The data isn't what you are paying for. You are paying for the years of
experience and creativity involved with creating the album. Also, this isn't
really for you to decide. The market decides this. It's been forced upon the
artists and the record labels by people illegally downloading and copying
music, but this isn't the market.

"Look at IT for a moment. For nearly every commercial IT product out there,
you see free alternatives."

We aren't talking about a band like Metallica coming out and competing with
Metallica with free music. We are talking about making copies of Metallica and
competing with the music that actually costs money.

"Yet the commercial stuff turns decent profit. Some companies sell services
for the free product and make a decent buck."

This is one of the only ways to make money with free software, aside from
donations and advertising. Good, free software has only been around for 10
years. Eventually, it will drive the cost of commercial software down to
nothing. This is why I stopped selling applications and moved everything to
services.

"And, perhaps surprisingly, developers of free software also manage to get
jobs and gigs. Both ecosystems thrive. Musicians can -- and sometimes actually
do -- follow that way too."

I'm glad you mentioned developers, because there is another consequence of
having so much free software. Because there is so much free software out
there, most businesses don't really need engineers anymore. The difficult
parts of the software are already out there, for free. They just need to hire
someone to make custom changes to it, which can usually be done with a much
less-experienced developer at a much cheaper rate.

Most business owners aren't tech-savvy enough to realize this right now, but
as the younger generation starts to own more businesses, it's only going to
get worse for developers. I've already started seeing this.

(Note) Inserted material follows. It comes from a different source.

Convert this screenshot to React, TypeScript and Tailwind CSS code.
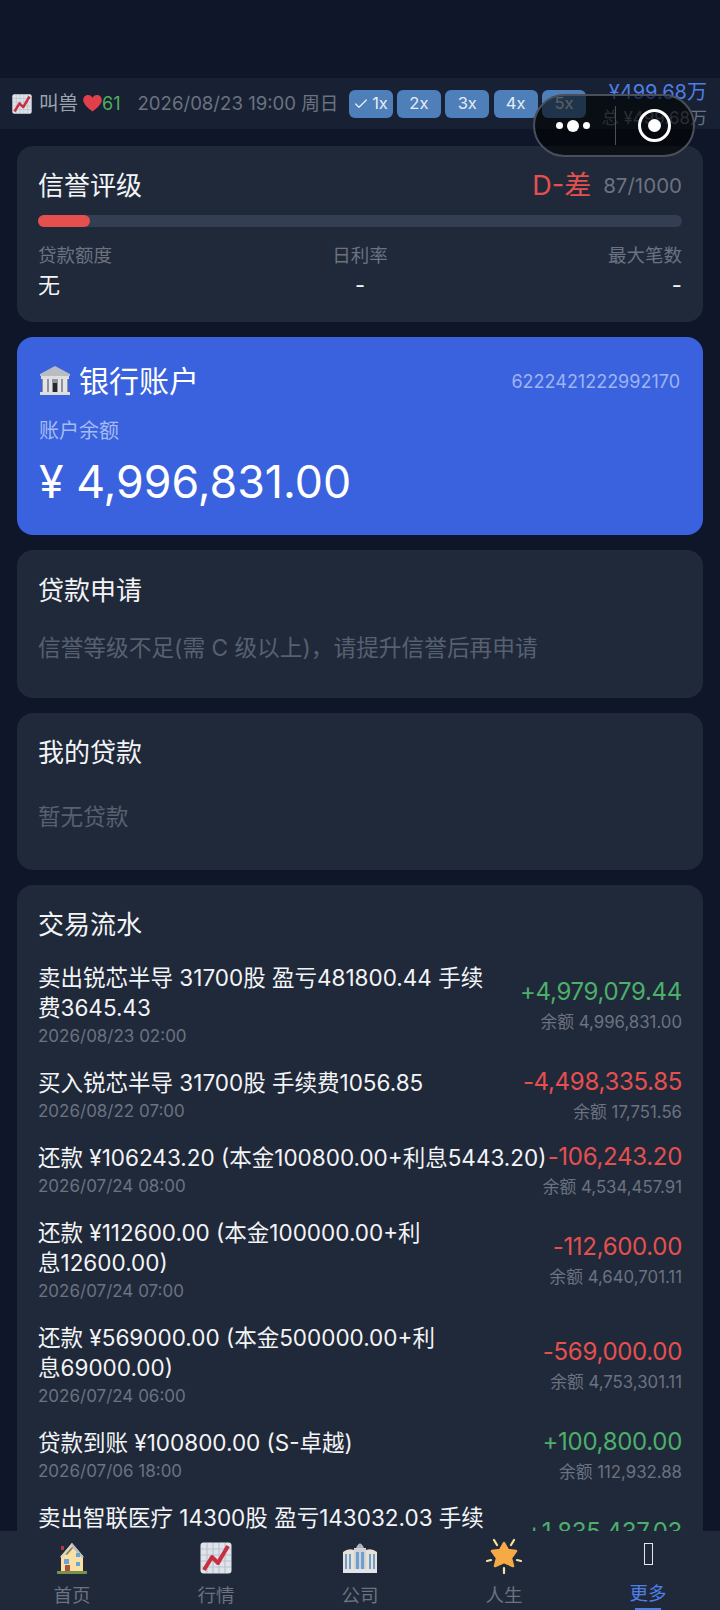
import { Check } from "lucide-react";

const font = { fontFamily: 'Inter, "Noto Sans CJK SC", sans-serif' };

function ChartIcon({ size = 24 }: { size?: number }) {
  return (
    <svg width={size} height={size} viewBox="0 0 32 32">
      <rect x="0.5" y="0.5" width="31" height="31" rx="3" fill="#dfe3ea" />
      <path d="M1 7h30M1 13h30M1 19h30M1 25h30M7 1v30M13 1v30M19 1v30M25 1v30" stroke="#bcc3cf" strokeWidth="1.2" />
      <path d="M4 28 L12 15 L18 21 L28 4" fill="none" stroke="#c9303f" strokeWidth="4" strokeLinejoin="round" />
    </svg>
  );
}

function BankIcon() {
  return (
    <svg width="32" height="30" viewBox="0 0 32 30">
      <path d="M16 0 L31 8 V10 H1 V8 Z" fill="#b9bcc2" />
      <rect x="2" y="10" width="28" height="3" fill="#dcdee2" />
      <rect x="3" y="13" width="26" height="13" fill="#8f9298" />
      <path d="M4 13h4v13H4zM10 13h3v13h-3zM19 13h3v13h-3zM24 13h4v13h-4z" fill="#e3e4e7" />
      <rect x="14" y="17" width="4" height="9" fill="#26282c" />
      <rect x="1" y="26" width="30" height="3" fill="#dcdee2" />
    </svg>
  );
}

function HouseIcon() {
  return (
    <svg width="30" height="32" viewBox="0 0 30 32">
      <path d="M4 14 L15 1 L26 14 V29 H4 Z" fill="#fbe0a6" />
      <path d="M16 2 L8 12 L10 13 L17 5 Z" fill="#8a7a5c" />
      <path d="M15 1 L27 15 L25 16 L15 5 Z" fill="#b9bdc4" />
      <path d="M15 1 L3 15 L5 16 L15 5 Z" fill="#d9d3c0" />
      <rect x="4" y="4" width="3" height="4" fill="#a9403f" />
      <rect x="7" y="17" width="5" height="5" fill="#69a6d6" />
      <rect x="19" y="11" width="4" height="4" fill="#69a6d6" />
      <rect x="19" y="20" width="4" height="4" fill="#69a6d6" />
      <rect x="8" y="23" width="5" height="6" fill="#a8533f" />
      <rect x="0" y="29" width="30" height="3" fill="#77914d" />
    </svg>
  );
}

function OfficeIcon() {
  return (
    <svg width="36" height="32" viewBox="0 0 36 32">
      <path d="M1 10 Q6 6 12 8 V31 H1 Z" fill="#e8e2d2" />
      <path d="M35 10 Q30 6 24 8 V31 H35 Z" fill="#e8e2d2" />
      <rect x="12" y="6" width="12" height="25" fill="#cfd3d8" />
      <path d="M14 6 Q18 -3 22 6 Z" fill="#aeb4bc" />
      <path d="M3 12h2v15H3zM7 12h2v15H7zM14 10h3v17h-3zM19 10h3v17h-3zM27 12h2v15h-2zM31 12h2v15h-2z" fill="#6f9fd0" />
      <rect x="1" y="27" width="34" height="4" fill="#e2e4e6" />
    </svg>
  );
}

function StarIcon() {
  return (
    <svg width="36" height="36" viewBox="0 0 36 36">
      <path d="M18 5 L22 12 L30 13 L25 20 L27 28 L18 24 L9 28 L11 20 L6 13 L14 12 Z" fill="#f5aa45" strokeLinejoin="round" stroke="#f5aa45" strokeWidth="2.5" />
      <path d="M18 30v5M1 23l4-1M35 23l-4-1M8 2l3 5M28 2l-3 5" stroke="#f2e3a8" strokeWidth="2.2" strokeLinecap="round" />
    </svg>
  );
}

const speeds = ["1x", "2x", "3x", "4x", "5x"];

const rows = [
  { lines: ["卖出锐芯半导 31700股 盈亏481800.44 手续", "费3645.43"], time: "2026/08/23 02:00", amount: "+4,979,079.44", balance: "余额 4,996,831.00", up: true },
  { lines: ["买入锐芯半导 31700股 手续费1056.85"], time: "2026/08/22 07:00", amount: "-4,498,335.85", balance: "余额 17,751.56", up: false },
  { lines: ["还款 ¥106243.20 (本金100800.00+利息5443.20)"], time: "2026/07/24 08:00", amount: "-106,243.20", balance: "余额 4,534,457.91", up: false },
  { lines: ["还款 ¥112600.00 (本金100000.00+利", "息12600.00)"], time: "2026/07/24 07:00", amount: "-112,600.00", balance: "余额 4,640,701.11", up: false },
  { lines: ["还款 ¥569000.00 (本金500000.00+利", "息69000.00)"], time: "2026/07/24 06:00", amount: "-569,000.00", balance: "余额 4,753,301.11", up: false },
  { lines: ["贷款到账 ¥100800.00 (S-卓越)"], time: "2026/07/06 18:00", amount: "+100,800.00", balance: "余额 112,932.88", up: true },
  { lines: ["卖出智联医疗 14300股 盈亏143032.03 手续", "费1835.06"], time: "2026/07/05 18:00", amount: "+1,835,437.03", balance: "余额 12,132.88", up: true },
];

const tabs = [
  { label: "首页", icon: <HouseIcon /> },
  { label: "行情", icon: <ChartIcon size={32} /> },
  { label: "公司", icon: <OfficeIcon /> },
  { label: "人生", icon: <StarIcon /> },
];

export default function App() {
  return (
    <div className="relative flex h-[1610px] w-[720px] flex-col overflow-hidden bg-[#0f1629] pt-[78px]" style={font}>
      {/* top status bar */}
      <div className="flex h-[51px] shrink-0 items-center bg-[#182133] pl-[12px]">
        <ChartIcon size={20} />
        <span className="ml-[7px] text-[19.5px] text-[#9ca3af]">叫兽</span>
        <svg className="ml-[5px]" width="19" height="17" viewBox="0 0 24 22">
          <path d="M12 21.5 C4 15 0 11 0 6.5 C0 2.5 3 0 6.5 0 C9 0 11 1.5 12 3.5 C13 1.5 15 0 17.5 0 C21 0 24 2.5 24 6.5 C24 11 20 15 12 21.5 Z" fill="#e0404b" />
        </svg>
        <span className="text-[18px] text-[#4fae5c]">61</span>
        <span className="ml-[17px] w-[202px] whitespace-nowrap text-[18.6px] text-[#6b7280]">2026/08/23 19:00 周日</span>
        <div className="ml-[9px] flex gap-[4.4px]">
          {speeds.map((s, i) => (
            <div key={s} className="flex h-[28px] w-[44px] items-center justify-center gap-[3px] rounded-[6px] bg-[#4f7fb8] text-[16.5px] text-[#e5edf7]">
              {i === 0 && <Check size={16} strokeWidth={2} />}
              {s}
            </div>
          ))}
        </div>
        <div className="ml-auto flex flex-col items-end pr-[13px]">
          <span className="text-[20px] leading-[28px] text-[#4f7fe6]">¥499.68万</span>
          <span className="text-[17px] leading-[24px] text-[#6b7280]">总 ¥499.68万</span>
        </div>
      </div>

      {/* scroll content */}
      <div className="flex min-h-0 flex-1 flex-col gap-[15px] overflow-hidden px-[17px] pt-[17px]">
        <div className="shrink-0 rounded-[16px] bg-[#20293a] px-[21px] pt-[20px] pb-[21px]">
          <div className="flex items-center justify-between">
            <span className="text-[26px] leading-[40px] text-[#f3f4f6]">信誉评级</span>
            <div className="flex items-center gap-[12px]">
              <span className="text-[27px] leading-[40px] text-[#e5504f]">D-差</span>
              <span className="text-[20.5px] text-[#6b7280]">87/1000</span>
            </div>
          </div>
          <div className="mt-[9px] h-[12px] w-full rounded-full bg-[#343e52]">
            <div className="h-full w-[8%] rounded-full bg-[#e5504f]" />
          </div>
          <div className="mt-[14px] flex justify-between">
            <div className="flex flex-col items-start">
              <span className="text-[18.5px] leading-[28px] text-[#6b7280]">贷款额度</span>
              <span className="text-[22px] leading-[32px] text-[#f3f4f6]">无</span>
            </div>
            <div className="flex flex-col items-center">
              <span className="text-[18.5px] leading-[28px] text-[#6b7280]">日利率</span>
              <span className="text-[22px] leading-[32px] text-[#f3f4f6]">-</span>
            </div>
            <div className="flex flex-col items-end">
              <span className="text-[18.5px] leading-[28px] text-[#6b7280]">最大笔数</span>
              <span className="text-[22px] leading-[32px] text-[#f3f4f6]">-</span>
            </div>
          </div>
        </div>

        <div className="shrink-0 rounded-[16px] bg-[#3a62de] pt-[23px] pr-[23px] pb-[20px] pl-[22px]">
          <div className="flex items-center justify-between">
            <div className="flex items-center gap-[8px]">
              <BankIcon />
              <span className="text-[30px] leading-[42px] text-white">银行账户</span>
            </div>
            <span className="text-[18px] text-[#9db4f2]">6222421222992170</span>
          </div>
          <div className="mt-[15px] text-[20px] leading-[28px] text-[#a5bbf4]">账户余额</div>
          <div className="mt-[4px] text-[44.7px] leading-[66px] text-white">¥ 4,996,831.00</div>
        </div>

        <div className="h-[148px] shrink-0 rounded-[16px] bg-[#20293a] px-[21px] pt-[22px]">
          <div className="text-[26px] leading-[38px] text-[#f3f4f6]">贷款申请</div>
          <div className="mt-[21px] text-[22.7px] leading-[34px] text-[#576070]">信誉等级不足(需 C 级以上)，请提升信誉后再申请</div>
        </div>

        <div className="h-[157px] shrink-0 rounded-[16px] bg-[#20293a] px-[21px] pt-[21px]">
          <div className="text-[26px] leading-[38px] text-[#f3f4f6]">我的贷款</div>
          <div className="mt-[29px] text-[22.6px] leading-[32px] text-[#576070]">暂无贷款</div>
        </div>

        <div className="shrink-0 rounded-[16px] bg-[#20293a] px-[21px] pt-[21px]">
          <div className="text-[26px] leading-[38px] text-[#f3f4f6]">交易流水</div>
          <div className="mt-[19px] flex flex-col gap-[19px]">
            {rows.map((r) => (
              <div key={r.time + r.amount} className="flex items-center justify-between">
                <div className="min-w-0">
                  {r.lines.map((line) => (
                    <div key={line} className="whitespace-nowrap text-[22.5px] leading-[30px] text-[#f3f4f6]">{line}</div>
                  ))}
                  <div className="text-[17px] leading-[26px] text-[#6b7280]">{r.time}</div>
                </div>
                <div className="-my-[2px] flex shrink-0 flex-col items-end">
                  <span className={`text-[24px] leading-[32px] tracking-[-0.3px] ${r.up ? "text-[#4caf6a]" : "text-[#e5504f]"}`}>{r.amount}</span>
                  <span className="text-[16.8px] leading-[28px] text-[#6b7280]">{r.balance}</span>
                </div>
              </div>
            ))}
          </div>
        </div>
      </div>

      {/* bottom tabs */}
      <div className="relative flex h-[79px] shrink-0 bg-[#20293a]">
        {tabs.map((t) => (
          <div key={t.label} className="flex w-[144px] flex-col items-center">
            <div className="flex h-[43px] items-end justify-center">{t.icon}</div>
            <span className="mt-[9px] text-[18.5px] leading-[24px] text-[#6b7280]">{t.label}</span>
          </div>
        ))}
        <div className="flex w-[144px] flex-col items-center">
          <div className="mt-[12px] h-[22px] w-[9px] border border-[#e5e7eb]" />
          <span className="mt-[16px] text-[18.5px] leading-[24px] text-[#4f7fe6]">更多</span>
          <div className="mt-[3px] h-[2px] w-[26px] bg-[#4f7fe6]" />
        </div>
      </div>

      {/* wechat capsule */}
      <div className="absolute top-[94px] left-[533px] flex h-[63px] w-[162px] items-center rounded-full border-2 border-[#4a4f59] bg-black/60">
        <div className="flex w-[80px] items-center justify-center gap-[4px] pr-[4px]">
          <div className="h-[7px] w-[7px] rounded-full bg-white" />
          <div className="h-[12px] w-[12px] rounded-full bg-white" />
          <div className="h-[7px] w-[7px] rounded-full bg-white" />
        </div>
        <div className="h-[39px] w-px bg-[#4a4f59]" />
        <div className="flex flex-1 items-center justify-center">
          <div className="flex h-[33px] w-[33px] items-center justify-center rounded-full border-[3px] border-white">
            <div className="h-[13px] w-[13px] rounded-full bg-white" />
          </div>
        </div>
      </div>
    </div>
  );
}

The hypocritical part about all of this is that if mass amounts of companies
started ignoring the GNU license and putting code in their proprietary apps,
many of the same pro-piracy people would be talking about "theft" and
"stealing code". I've seen this with pretty much every discussion about a
company violating the GNU on HN.

"Now you were telling us the album prices weren't inflated? And don't even get
me started on product bundling -- where you'd have to buy an album with a
dozen songs to get one or two decent."

No, I'm saying people used that as a reason why they were pirating and now
that you can get albums at a very cheap price, piracy hasn't stopped or
slowed, it's only gotten worse.

"where you'd have to buy an album with a dozen songs to get one or two
decent."

Somehow instead of not buying albums, people continued to buy them at this
price..as if it was a matter of life and death.